Concerned by the wastage of leftover sausage meat, Sándor began combining the excess meat.

“I just started mixing them together, I’d mix some Russian sausage with the Polish sausage with the Italian sausage and came up with the chieftain [sausage].

“I added a little bit of red wine in there to signify all the bloodshed on the battlefields from all these different countries who had been fighting with each other.

“I just wanted to do something completely different.”

Returning to Melbourne eight years ago with a determination to open his own smokehouse, a quick google search of ‘cheap butcher shop for lease’ led him to McBride Street, Cockatoo.

“I used to live just down the road, I used to come down and buy my meat from here when I was living here.

“It’s quite synchronistic that I ended up back here.”

Two years later, he and wife Sarah Lee opened their second store – Chieftains Fine Foods in Tecoma.

Sarah’s passion project, there you can find a menu filled with mouthwatering sandwiches and menu items using Chieftains’ range of products.

“I knew nothing about anything until Sándor and I got together basically, I’ve never worked with food or in a commercial kitchen and now I’m running a deli restaurant down the hills,” she said.

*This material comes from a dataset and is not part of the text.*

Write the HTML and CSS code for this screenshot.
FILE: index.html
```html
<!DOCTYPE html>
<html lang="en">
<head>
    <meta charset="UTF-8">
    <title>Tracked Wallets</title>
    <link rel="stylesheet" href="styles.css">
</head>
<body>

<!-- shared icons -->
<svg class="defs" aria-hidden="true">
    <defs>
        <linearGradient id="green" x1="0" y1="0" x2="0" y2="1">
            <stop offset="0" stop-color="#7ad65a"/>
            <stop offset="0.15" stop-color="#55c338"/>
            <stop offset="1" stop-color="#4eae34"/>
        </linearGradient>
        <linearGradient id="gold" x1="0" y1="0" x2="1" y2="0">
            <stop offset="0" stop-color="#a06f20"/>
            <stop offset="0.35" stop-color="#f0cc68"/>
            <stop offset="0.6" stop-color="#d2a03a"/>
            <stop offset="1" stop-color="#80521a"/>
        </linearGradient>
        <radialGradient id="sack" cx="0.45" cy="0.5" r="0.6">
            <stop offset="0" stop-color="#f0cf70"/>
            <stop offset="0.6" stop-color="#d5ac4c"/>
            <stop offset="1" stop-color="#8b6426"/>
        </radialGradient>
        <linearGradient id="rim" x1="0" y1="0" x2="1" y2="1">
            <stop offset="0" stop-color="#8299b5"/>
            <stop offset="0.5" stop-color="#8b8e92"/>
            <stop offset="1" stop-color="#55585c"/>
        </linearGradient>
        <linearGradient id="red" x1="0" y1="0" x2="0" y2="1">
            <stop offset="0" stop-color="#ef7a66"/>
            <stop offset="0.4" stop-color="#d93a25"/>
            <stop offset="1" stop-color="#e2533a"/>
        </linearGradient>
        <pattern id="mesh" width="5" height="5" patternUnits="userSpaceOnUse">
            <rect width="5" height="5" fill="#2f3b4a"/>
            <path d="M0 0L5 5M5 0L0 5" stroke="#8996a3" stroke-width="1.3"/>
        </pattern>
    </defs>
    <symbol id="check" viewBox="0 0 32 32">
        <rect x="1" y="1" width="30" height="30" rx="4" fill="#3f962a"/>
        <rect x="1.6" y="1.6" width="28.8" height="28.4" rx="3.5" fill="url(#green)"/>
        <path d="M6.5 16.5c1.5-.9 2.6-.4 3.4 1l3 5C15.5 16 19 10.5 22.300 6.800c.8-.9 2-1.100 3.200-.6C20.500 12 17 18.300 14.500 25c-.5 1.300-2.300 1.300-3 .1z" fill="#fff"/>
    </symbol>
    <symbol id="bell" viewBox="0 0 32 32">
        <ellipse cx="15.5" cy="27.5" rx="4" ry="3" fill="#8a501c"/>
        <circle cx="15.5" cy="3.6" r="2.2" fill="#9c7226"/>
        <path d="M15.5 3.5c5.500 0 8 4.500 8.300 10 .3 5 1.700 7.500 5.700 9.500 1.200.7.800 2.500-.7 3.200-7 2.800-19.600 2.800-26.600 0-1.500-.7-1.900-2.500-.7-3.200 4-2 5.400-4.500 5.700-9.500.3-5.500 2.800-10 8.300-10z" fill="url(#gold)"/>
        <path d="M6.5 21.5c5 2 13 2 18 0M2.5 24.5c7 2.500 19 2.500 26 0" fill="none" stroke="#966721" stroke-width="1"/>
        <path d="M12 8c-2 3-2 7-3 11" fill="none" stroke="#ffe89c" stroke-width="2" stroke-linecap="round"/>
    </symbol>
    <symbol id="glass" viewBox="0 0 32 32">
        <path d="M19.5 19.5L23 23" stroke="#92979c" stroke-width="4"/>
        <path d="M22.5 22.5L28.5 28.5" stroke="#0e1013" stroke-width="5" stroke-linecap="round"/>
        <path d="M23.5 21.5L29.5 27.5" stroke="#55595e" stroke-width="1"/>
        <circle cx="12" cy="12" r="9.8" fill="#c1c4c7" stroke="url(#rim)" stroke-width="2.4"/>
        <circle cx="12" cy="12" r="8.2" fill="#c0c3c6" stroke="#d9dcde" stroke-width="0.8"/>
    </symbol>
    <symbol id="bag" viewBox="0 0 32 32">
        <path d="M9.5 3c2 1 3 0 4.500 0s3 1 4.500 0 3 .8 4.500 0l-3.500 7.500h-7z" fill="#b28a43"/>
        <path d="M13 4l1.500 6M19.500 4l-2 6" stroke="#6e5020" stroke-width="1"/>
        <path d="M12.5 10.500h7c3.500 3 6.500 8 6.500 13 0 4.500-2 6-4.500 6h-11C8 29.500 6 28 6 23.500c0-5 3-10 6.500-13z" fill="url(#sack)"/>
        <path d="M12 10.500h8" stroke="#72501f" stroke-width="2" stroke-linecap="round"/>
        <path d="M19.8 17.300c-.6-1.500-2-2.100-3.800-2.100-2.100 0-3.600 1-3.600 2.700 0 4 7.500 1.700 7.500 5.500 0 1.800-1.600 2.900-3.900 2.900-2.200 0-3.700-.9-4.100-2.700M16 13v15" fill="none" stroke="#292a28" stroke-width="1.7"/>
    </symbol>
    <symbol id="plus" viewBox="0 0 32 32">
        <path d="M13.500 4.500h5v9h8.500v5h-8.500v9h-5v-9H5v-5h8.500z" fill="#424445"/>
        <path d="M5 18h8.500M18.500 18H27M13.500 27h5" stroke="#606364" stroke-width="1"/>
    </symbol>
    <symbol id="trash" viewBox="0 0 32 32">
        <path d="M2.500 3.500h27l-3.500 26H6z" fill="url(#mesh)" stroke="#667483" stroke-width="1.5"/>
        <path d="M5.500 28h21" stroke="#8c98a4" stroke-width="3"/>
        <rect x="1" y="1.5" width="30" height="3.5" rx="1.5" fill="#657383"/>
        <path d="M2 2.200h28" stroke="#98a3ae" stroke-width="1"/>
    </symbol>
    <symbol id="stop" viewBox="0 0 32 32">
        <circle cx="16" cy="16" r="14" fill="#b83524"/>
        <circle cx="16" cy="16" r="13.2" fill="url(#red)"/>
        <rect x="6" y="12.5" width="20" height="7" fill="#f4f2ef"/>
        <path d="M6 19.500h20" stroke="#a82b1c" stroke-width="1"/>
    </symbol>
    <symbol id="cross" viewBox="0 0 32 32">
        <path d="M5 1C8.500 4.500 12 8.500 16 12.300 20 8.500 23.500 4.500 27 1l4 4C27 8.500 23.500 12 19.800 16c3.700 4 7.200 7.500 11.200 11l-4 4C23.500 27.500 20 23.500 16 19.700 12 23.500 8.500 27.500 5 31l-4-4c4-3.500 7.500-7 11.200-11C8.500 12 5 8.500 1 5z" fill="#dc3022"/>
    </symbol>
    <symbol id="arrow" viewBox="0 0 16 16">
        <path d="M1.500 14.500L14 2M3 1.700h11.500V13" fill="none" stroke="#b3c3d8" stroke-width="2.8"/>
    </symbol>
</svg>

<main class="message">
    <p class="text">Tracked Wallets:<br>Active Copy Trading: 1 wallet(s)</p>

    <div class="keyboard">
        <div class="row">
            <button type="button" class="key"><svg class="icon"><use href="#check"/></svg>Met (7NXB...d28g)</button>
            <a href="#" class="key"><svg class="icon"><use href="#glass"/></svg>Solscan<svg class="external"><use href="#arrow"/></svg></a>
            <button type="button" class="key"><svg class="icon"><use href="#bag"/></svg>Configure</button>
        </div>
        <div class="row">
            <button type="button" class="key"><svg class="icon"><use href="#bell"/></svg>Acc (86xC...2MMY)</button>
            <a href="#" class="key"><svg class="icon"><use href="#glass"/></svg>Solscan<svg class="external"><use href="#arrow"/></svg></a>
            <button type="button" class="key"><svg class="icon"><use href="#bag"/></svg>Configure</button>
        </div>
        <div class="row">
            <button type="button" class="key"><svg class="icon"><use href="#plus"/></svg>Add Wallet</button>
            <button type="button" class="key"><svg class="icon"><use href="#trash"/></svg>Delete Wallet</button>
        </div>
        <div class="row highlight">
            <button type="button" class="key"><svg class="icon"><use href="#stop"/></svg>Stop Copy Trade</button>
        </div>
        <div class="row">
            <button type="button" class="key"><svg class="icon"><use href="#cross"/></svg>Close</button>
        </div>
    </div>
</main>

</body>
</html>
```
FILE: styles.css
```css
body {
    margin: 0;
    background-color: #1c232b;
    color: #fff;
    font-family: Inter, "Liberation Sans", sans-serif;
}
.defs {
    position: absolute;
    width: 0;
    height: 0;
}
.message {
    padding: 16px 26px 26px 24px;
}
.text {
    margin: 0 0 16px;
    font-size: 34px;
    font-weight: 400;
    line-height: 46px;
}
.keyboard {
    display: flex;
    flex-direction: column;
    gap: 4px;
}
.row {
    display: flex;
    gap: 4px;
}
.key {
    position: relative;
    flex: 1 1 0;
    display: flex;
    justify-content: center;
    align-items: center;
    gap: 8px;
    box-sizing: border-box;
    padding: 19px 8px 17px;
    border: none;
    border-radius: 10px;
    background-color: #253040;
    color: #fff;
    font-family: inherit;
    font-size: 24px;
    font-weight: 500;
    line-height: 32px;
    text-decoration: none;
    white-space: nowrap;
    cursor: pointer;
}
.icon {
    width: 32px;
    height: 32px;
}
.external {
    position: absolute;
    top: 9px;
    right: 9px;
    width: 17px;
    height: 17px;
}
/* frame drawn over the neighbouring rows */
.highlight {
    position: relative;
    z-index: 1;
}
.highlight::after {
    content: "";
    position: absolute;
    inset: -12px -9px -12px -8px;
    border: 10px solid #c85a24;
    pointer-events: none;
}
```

“I’m passionate about Chieftains and the product because genuinely the entire ethos behind it is pretty flawless really.”

A large part of the business model revolves around ensuring their product is completely free range, locally sourced and zero waste.

They use Borrowdale Free Range pork and ham, Hazeldenes’ chicken and Gippsland grass fed beef.

“Right off the bat when we started there were two things we wanted, which was no packet mixes in anything and everything had to be free range and as ethical as possible,” Sándor said.

“We only eat free range at home, so why would we compromise and drop our morals here? It costs us heaps more but you can taste the difference in the product,” Sarah added.

Extra cuttings and vegetable trimming get made into flavoured salts, stocks and terrines.

“It’s a zero waste policy which is pretty good, there’s very little that goes to waste,” Sarah said.

Chieftains Smokehouse will feature on Channel Nine’s Postcards program on Sunday 4 June.